Common configurations
One common design uses a combustion turbine or engine to generate electricity and a heat recovery unit to make steam or hot water. Another uses a boiler to make steam, sends that steam through a turbine for power, and then uses lower-pressure steam for heating or industrial processes.
District energy and microgrids
CHP can serve one building, one industrial site, or a network of buildings. In district heating or district cooling, a central plant can distribute thermal energy through pipes. In a microgrid, CHP may also support resilience by keeping critical loads powered during some grid outages.
Efficiency and emissions
CHP can achieve higher total efficiency than separate heat and power when it is correctly sized and operated.
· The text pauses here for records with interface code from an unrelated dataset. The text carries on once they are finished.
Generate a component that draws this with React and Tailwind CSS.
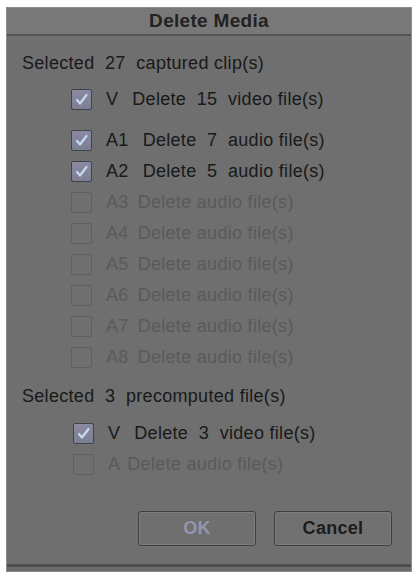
import React from "react";

const clipRows = [
  { label: "V", text: "Delete  15  video file(s)", checked: true },
  { label: "A1", text: "Delete  7  audio file(s)", checked: true, gapTop: true },
  { label: "A2", text: "Delete  5  audio file(s)", checked: true },
  { label: "A3", text: "Delete audio file(s)" },
  { label: "A4", text: "Delete audio file(s)" },
  { label: "A5", text: "Delete audio file(s)" },
  { label: "A6", text: "Delete audio file(s)" },
  { label: "A7", text: "Delete audio file(s)" },
  { label: "A8", text: "Delete audio file(s)" },
];

function Checkbox({ checked }) {
  if (!checked) {
    return (
      <span className="w-[21px] h-[21px] shrink-0 rounded-[2px] border-[1.5px] border-[#5f5f5f]" />
    );
  }
  return (
    <span className="w-[21px] h-[21px] shrink-0 rounded-[2px] border-[1.5px] border-[#42424a] bg-gradient-to-b from-[#8a8aa2] to-[#7c7f92] flex items-center justify-center">
      <svg width="15" height="15" viewBox="0 0 15 15" fill="none">
        <path
          d="M3 8 L6 11.5 L12.5 3"
          stroke="#c3dcf2"
          strokeWidth="2.2"
          strokeLinecap="round"
          strokeLinejoin="round"
        />
      </svg>
    </span>
  );
}

function Row({ label, text, checked, className = "", gap }) {
  const tone = checked ? "text-[#191919]" : "text-[#5a5a5a]";
  const textGap = gap ?? (checked ? "ml-[14px]" : "ml-[9px]");
  return (
    <div className={`h-[31px] flex items-center pl-[64px] ${className}`}>
      <Checkbox checked={checked} />
      <span className={`ml-[14px] whitespace-pre ${tone}`}>{label}</span>
      <span className={`${textGap} whitespace-pre ${tone}`}>{text}</span>
    </div>
  );
}

export default function App() {
  return (
    <div
      className="w-[417px] h-[576px] bg-white pt-[7px] pl-[6px]"
      style={{ fontFamily: '"Liberation Sans", Arial, sans-serif' }}
    >
      <div className="w-[406px] h-[565px] bg-[#6f6f6f] border border-[#8c8c8c] flex flex-col text-[18px] tracking-[0.3px]">
        <div className="h-[28px] shrink-0 bg-[#787878] border-b-2 border-[#545454] flex items-center justify-center text-[19px] font-bold text-[#222]">
          Delete Media
        </div>

        <div className="h-[31px] mt-[12px] flex items-center pl-[15px] whitespace-pre text-[#191919]">
          Selected  27  captured clip(s)
        </div>

        <div className="mt-[5px] mr-[70px] border-r border-[#727272]">
          {clipRows.map((r) => (
            <Row
              key={r.label}
              {...r}
              className={r.gapTop ? "mt-[10px]" : ""}
            />
          ))}
        </div>

        <div className="h-[31px] mt-[8px] flex items-center pl-[15px] whitespace-pre text-[#191919]">
          Selected  3  precomputed file(s)
        </div>

        <Row
          label="V"
          text="Delete  3  video file(s)"
          checked
          className="mt-[6px] pl-[66px]"
        />
        <Row
          label="A"
          text="Delete audio file(s)"
          className="pl-[66px]"
          gap="ml-[7px]"
        />

        <div className="mt-[31px] flex justify-end gap-[18px] pr-[19px]">
          <button className="w-[118px] h-[35px] rounded-[3px] border-[1.5px] border-[#3f3f3f] bg-[#6f6f6f] shadow-[inset_0_0_0_1px_#7d7d7d] text-[18px] font-bold text-[#9496ae]">
            OK
          </button>
          <button className="w-[118px] h-[35px] rounded-[3px] border-[1.5px] border-[#3f3f3f] bg-[#717171] shadow-[inset_0_0_0_1px_#7d7d7d] text-[18px] font-bold text-[#1c1c1c]">
            Cancel
          </button>
        </div>

        <div className="mt-auto h-[7px] border-t-[3px] border-[#4e4e4e] bg-[#6a6a6a]" />
      </div>
    </div>
  );
}
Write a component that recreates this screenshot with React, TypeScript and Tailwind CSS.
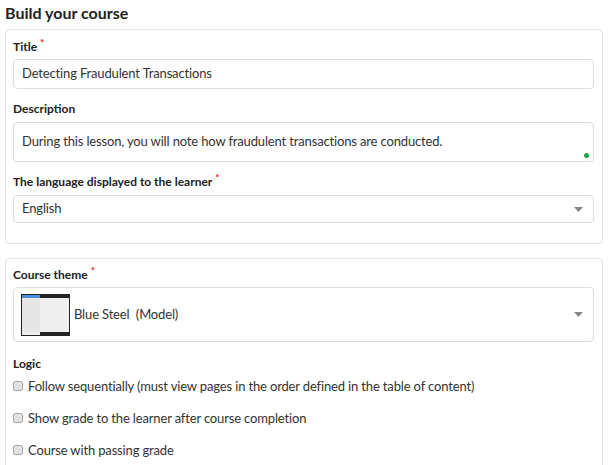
import { useState } from "react";

const FONT = { fontFamily: "Lato, 'Open Sans', sans-serif" };

function Label({ text, required }: { text: string; required?: boolean }) {
  return (
    <div className="text-[12px] leading-[20px] font-bold text-[#222]">
      {text}
      {required ? (
        <span className="relative -top-[5px] ml-[3px] text-[10px] text-[#e02020]">*</span>
      ) : null}
    </div>
  );
}

function Caret() {
  return (
    <svg width="9" height="5" viewBox="0 0 9 5" className="shrink-0">
      <path d="M0 0h9L4.5 5z" fill="#888" />
    </svg>
  );
}

function ThemeThumb() {
  return (
    <div className="flex h-[42px] w-[49px] shrink-0 flex-col border border-[#222] bg-[#ececec]">
      <div className="flex h-[3px]">
        <div className="w-[18px] bg-[#4a90d9]" />
        <div className="flex-1 bg-[#222]" />
      </div>
      <div className="flex flex-1">
        <div className="w-[18px] bg-[#e6e6e6]" />
        <div className="flex-1 bg-[#efefef]" />
      </div>
      <div className="flex h-[3px]">
        <div className="w-[18px]" />
        <div className="flex-1 bg-[#222]" />
      </div>
    </div>
  );
}

function CheckRow({ text }: { text: string }) {
  const [on, setOn] = useState(false);
  return (
    <label className="flex items-center gap-[5px] text-[13px] leading-[20px] tracking-[-0.15px] text-[#333]">
      <input
        type="checkbox"
        checked={on}
        onChange={() => setOn(!on)}
        className="m-0 h-[10px] w-[10px] appearance-none rounded-[2px] border border-[#aaa] bg-[#e2e2e2]"
      />
      {text}
    </label>
  );
}

export default function App() {
  return (
    <div className="min-h-[465px] bg-white px-[5px] pt-[1px]" style={FONT}>
      <h1 className="mb-[4px] text-[16px] leading-[24px] font-bold text-[#222]">
        Build your course
      </h1>

      <div className="w-[598px] rounded-[4px] border border-[#e2e2e2] pt-[7px] pr-[8px] pb-[20px] pl-[7px]">
        <Label text="Title" required />
        <div className="mt-[2px] flex h-[30px] items-center rounded-[4px] border border-[#ddd] px-[8px] text-[13px] tracking-[-0.15px] text-[#333]">
          Detecting Fraudulent Transactions
        </div>

        <div className="mt-[10px]">
          <Label text="Description" />
        </div>
        <div className="relative mt-[3px] flex h-[40px] items-center rounded-[4px] border border-[#ddd] px-[8px] text-[13px] tracking-[-0.15px] text-[#333]">
          During this lesson, you will note how fraudulent transactions are conducted.
          <span className="absolute right-[4px] bottom-[3px] h-[5px] w-[5px] rounded-full bg-[#1ea54a]" />
        </div>

        <div className="mt-[10px]">
          <Label text="The language displayed to the learner" required />
        </div>
        <div className="mt-[3px] flex h-[28px] items-center justify-between rounded-[4px] border border-[#ddd] pr-[10px] pl-[8px] text-[13px] tracking-[-0.15px] text-[#333]">
          <span>English</span>
          <Caret />
        </div>
      </div>

      <div className="mt-[14px] w-[598px] rounded-[4px] border border-[#e2e2e2] pt-[6px] pr-[8px] pb-[20px] pl-[7px]">
        <Label text="Course theme" required />
        <div className="mt-[2px] flex h-[55px] items-center gap-[4px] rounded-[4px] border border-[#ddd] pr-[10px] pl-[7px] text-[13px] tracking-[-0.15px] text-[#333]">
          <ThemeThumb />
          <span className="flex-1 whitespace-pre">Blue Steel  (Model)</span>
          <Caret />
        </div>

        <div className="mt-[12px]">
          <Label text="Logic" />
        </div>
        <div className="mt-[2px] flex flex-col gap-[12px]">
          <CheckRow text="Follow sequentially (must view pages in the order defined in the table of content)" />
          <CheckRow text="Show grade to the learner after course completion" />
          <CheckRow text="Course with passing grade" />
        </div>
      </div>
    </div>
  );
}
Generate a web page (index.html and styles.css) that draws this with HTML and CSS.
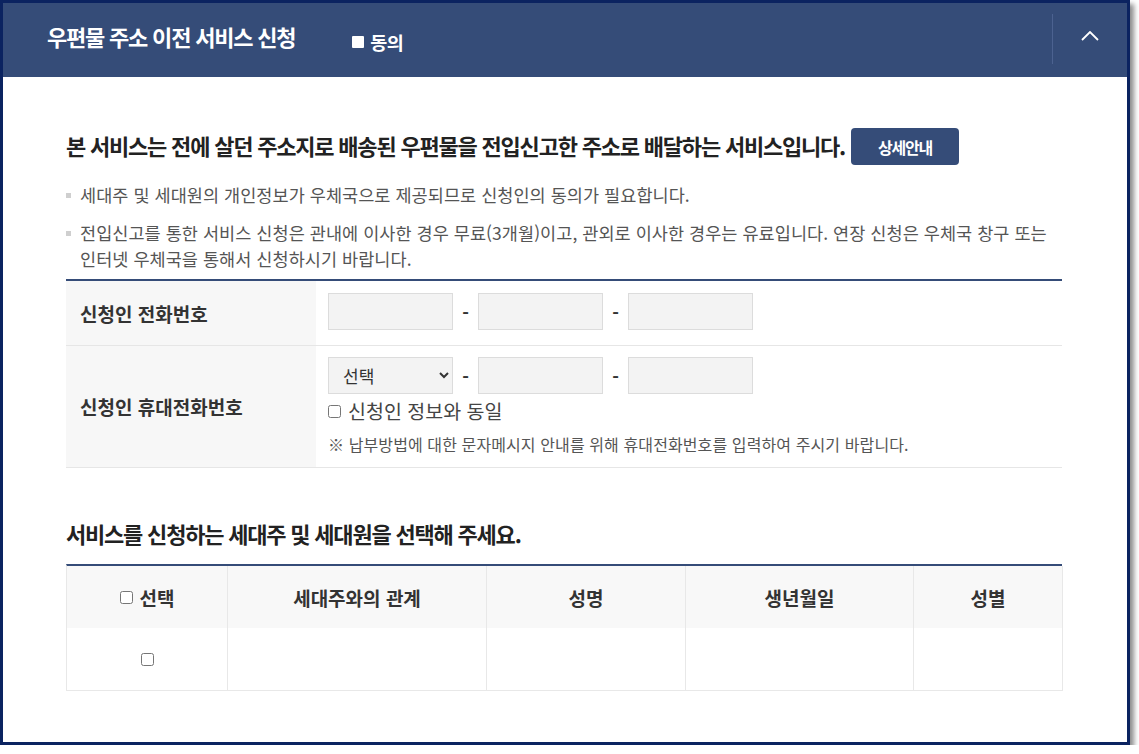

Emissions benefits depend on the fuel, operating pattern, displaced grid electricity, displaced boilers, local air rules, maintenance, and whether the system can adapt as the electric grid gets cleaner.
Limits and tradeoffs
CHP is not automatically clean or economical. It can require high capital cost, fuel supply contracts, skilled maintenance, air permits, interconnection agreements, thermal distribution equipment, and careful controls. A poorly matched system may dump heat, run too few hours, or lock a site into fossil fuel use longer than planned.
Why it matters
CHP sits at the overlap of electricity, heating, industrial energy, and resilience planning. It can reduce wasted heat in facilities with steady demand, but it also forces a careful question: which energy services should be produced locally, which should come from the grid, and how should systems evolve as low-carbon power, heat pumps, storage, and renewable fuels expand?